■ TASK STATEMENT: Look through the lines below and state how many hold the word "this". Write only the number.

■ PROVIDED MATERIAL:
--- Begin ---

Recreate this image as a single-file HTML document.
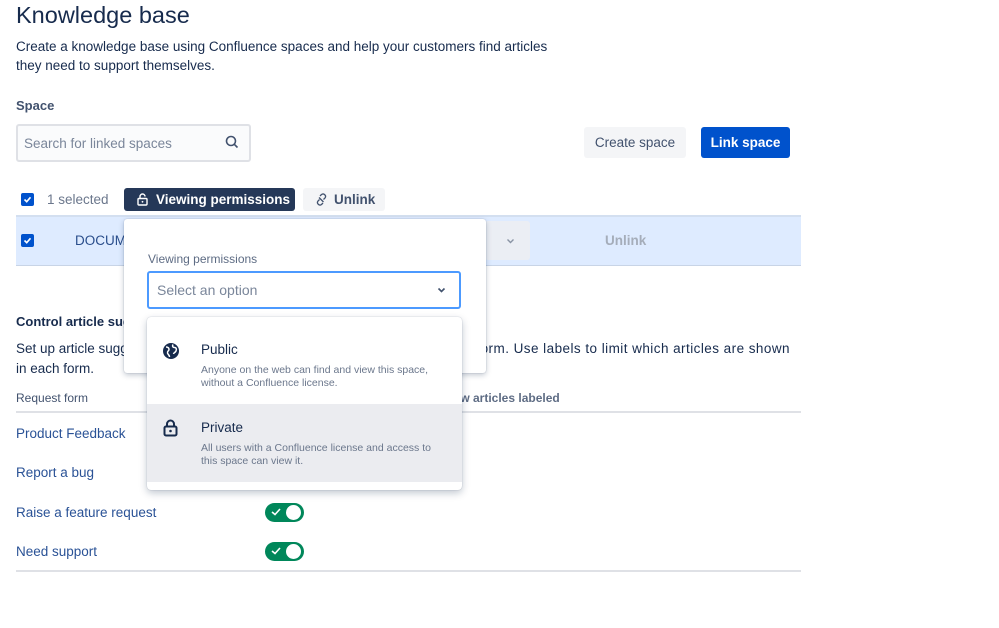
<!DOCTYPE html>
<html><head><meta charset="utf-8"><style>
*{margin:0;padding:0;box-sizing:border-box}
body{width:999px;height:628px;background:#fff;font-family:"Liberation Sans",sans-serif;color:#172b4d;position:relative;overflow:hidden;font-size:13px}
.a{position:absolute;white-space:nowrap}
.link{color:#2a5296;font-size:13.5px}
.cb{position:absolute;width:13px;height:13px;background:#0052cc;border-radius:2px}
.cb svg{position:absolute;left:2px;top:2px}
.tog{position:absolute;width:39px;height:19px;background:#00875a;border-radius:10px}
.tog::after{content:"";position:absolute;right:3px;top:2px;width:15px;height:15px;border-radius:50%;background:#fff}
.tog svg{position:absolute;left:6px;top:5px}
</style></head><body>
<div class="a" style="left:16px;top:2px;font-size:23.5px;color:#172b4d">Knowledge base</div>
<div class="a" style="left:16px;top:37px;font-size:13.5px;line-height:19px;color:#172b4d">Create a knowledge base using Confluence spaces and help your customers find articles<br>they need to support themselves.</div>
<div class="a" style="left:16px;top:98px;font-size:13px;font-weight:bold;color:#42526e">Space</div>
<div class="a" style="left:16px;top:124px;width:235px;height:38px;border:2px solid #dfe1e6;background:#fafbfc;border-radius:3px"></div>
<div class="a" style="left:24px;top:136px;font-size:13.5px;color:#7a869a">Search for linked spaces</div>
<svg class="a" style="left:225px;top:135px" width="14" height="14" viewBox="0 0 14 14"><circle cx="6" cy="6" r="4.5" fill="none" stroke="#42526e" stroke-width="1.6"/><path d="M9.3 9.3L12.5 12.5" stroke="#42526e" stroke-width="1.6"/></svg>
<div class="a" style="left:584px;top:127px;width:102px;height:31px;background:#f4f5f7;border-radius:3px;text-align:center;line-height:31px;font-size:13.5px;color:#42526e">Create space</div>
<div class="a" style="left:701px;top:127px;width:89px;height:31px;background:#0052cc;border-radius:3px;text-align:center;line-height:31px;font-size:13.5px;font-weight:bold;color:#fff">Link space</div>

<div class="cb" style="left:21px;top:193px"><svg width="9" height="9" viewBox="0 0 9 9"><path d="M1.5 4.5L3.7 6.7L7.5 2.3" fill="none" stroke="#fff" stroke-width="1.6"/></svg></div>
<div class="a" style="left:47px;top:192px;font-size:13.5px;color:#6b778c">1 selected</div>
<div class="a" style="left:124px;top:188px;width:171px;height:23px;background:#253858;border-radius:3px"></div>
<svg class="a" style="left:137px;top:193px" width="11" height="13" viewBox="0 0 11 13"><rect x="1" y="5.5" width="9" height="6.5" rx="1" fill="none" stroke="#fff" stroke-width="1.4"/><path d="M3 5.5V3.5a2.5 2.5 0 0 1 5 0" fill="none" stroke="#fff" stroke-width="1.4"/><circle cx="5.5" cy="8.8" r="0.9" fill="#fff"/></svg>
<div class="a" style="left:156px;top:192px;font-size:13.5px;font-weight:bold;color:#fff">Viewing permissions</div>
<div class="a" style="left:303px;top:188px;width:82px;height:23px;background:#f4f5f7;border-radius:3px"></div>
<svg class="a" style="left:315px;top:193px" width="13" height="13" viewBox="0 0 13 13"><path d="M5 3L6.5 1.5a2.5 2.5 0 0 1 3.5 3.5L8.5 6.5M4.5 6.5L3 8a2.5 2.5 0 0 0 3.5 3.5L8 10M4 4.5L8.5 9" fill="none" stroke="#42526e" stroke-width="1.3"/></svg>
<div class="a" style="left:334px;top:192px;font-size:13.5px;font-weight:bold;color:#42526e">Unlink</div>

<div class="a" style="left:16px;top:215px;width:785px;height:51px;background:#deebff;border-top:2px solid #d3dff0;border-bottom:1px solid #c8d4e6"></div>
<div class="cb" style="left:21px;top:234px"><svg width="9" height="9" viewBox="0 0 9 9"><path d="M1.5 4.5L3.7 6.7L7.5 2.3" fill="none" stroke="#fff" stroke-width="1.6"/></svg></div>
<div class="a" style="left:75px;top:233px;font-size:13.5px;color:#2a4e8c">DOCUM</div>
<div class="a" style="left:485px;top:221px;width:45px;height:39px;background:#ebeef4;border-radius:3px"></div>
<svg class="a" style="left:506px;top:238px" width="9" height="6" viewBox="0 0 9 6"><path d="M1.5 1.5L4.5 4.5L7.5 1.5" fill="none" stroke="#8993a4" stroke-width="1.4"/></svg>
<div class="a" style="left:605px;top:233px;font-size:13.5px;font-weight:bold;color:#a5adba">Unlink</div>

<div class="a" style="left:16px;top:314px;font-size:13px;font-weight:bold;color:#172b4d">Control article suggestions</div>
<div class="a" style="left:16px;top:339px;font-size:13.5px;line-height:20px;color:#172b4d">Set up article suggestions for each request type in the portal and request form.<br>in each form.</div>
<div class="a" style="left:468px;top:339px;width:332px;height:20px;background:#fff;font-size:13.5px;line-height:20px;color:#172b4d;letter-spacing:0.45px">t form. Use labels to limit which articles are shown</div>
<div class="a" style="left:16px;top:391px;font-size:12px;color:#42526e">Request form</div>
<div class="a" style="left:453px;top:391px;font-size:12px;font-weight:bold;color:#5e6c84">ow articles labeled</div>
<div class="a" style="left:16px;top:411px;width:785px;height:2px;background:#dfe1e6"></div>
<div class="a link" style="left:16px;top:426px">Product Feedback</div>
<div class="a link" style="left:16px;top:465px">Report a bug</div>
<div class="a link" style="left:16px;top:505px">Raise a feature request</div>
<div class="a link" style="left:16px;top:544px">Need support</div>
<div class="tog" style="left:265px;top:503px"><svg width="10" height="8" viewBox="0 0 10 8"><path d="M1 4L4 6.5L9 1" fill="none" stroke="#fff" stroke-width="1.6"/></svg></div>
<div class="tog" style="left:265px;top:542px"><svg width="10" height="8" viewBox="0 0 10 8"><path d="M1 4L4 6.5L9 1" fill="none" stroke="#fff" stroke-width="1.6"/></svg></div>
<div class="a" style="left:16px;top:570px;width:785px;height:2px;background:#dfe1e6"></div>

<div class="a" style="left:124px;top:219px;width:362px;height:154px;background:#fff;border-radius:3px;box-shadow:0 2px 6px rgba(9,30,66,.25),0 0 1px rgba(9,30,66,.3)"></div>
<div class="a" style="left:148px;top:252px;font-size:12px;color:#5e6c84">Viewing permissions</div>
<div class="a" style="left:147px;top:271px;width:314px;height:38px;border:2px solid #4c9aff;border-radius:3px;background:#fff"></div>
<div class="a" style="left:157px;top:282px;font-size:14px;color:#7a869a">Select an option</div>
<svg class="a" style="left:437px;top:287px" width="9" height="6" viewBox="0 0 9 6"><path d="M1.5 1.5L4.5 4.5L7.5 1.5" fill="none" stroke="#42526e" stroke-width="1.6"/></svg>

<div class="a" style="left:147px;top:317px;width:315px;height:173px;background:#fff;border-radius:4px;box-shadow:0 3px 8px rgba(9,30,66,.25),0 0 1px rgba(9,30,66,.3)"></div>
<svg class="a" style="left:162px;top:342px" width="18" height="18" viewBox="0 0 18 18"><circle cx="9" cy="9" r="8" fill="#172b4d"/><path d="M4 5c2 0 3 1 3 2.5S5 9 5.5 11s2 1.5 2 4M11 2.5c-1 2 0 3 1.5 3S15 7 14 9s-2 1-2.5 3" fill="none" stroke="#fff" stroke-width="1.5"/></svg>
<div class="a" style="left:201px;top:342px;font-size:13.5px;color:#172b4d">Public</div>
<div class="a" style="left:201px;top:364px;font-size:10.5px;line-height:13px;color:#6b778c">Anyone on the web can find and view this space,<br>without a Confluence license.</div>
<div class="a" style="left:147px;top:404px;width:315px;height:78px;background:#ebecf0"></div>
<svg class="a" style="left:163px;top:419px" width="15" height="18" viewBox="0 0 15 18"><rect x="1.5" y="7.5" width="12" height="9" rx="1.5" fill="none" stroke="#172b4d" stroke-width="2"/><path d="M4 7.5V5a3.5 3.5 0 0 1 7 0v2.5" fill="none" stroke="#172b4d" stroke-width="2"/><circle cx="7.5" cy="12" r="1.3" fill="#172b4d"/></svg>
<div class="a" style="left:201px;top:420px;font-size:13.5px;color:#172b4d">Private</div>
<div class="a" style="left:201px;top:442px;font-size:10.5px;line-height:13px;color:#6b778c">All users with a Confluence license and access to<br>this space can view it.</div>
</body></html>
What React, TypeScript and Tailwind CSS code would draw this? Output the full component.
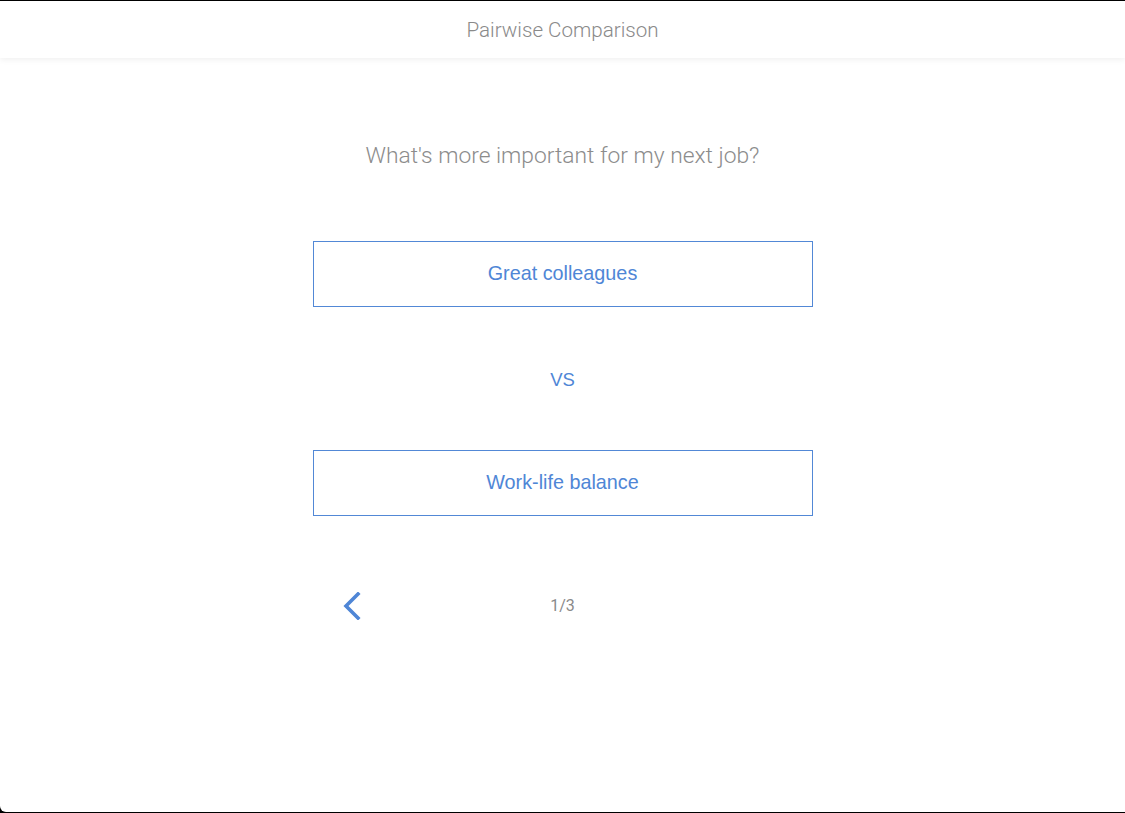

--- End ---

■ FINAL RESULT: 4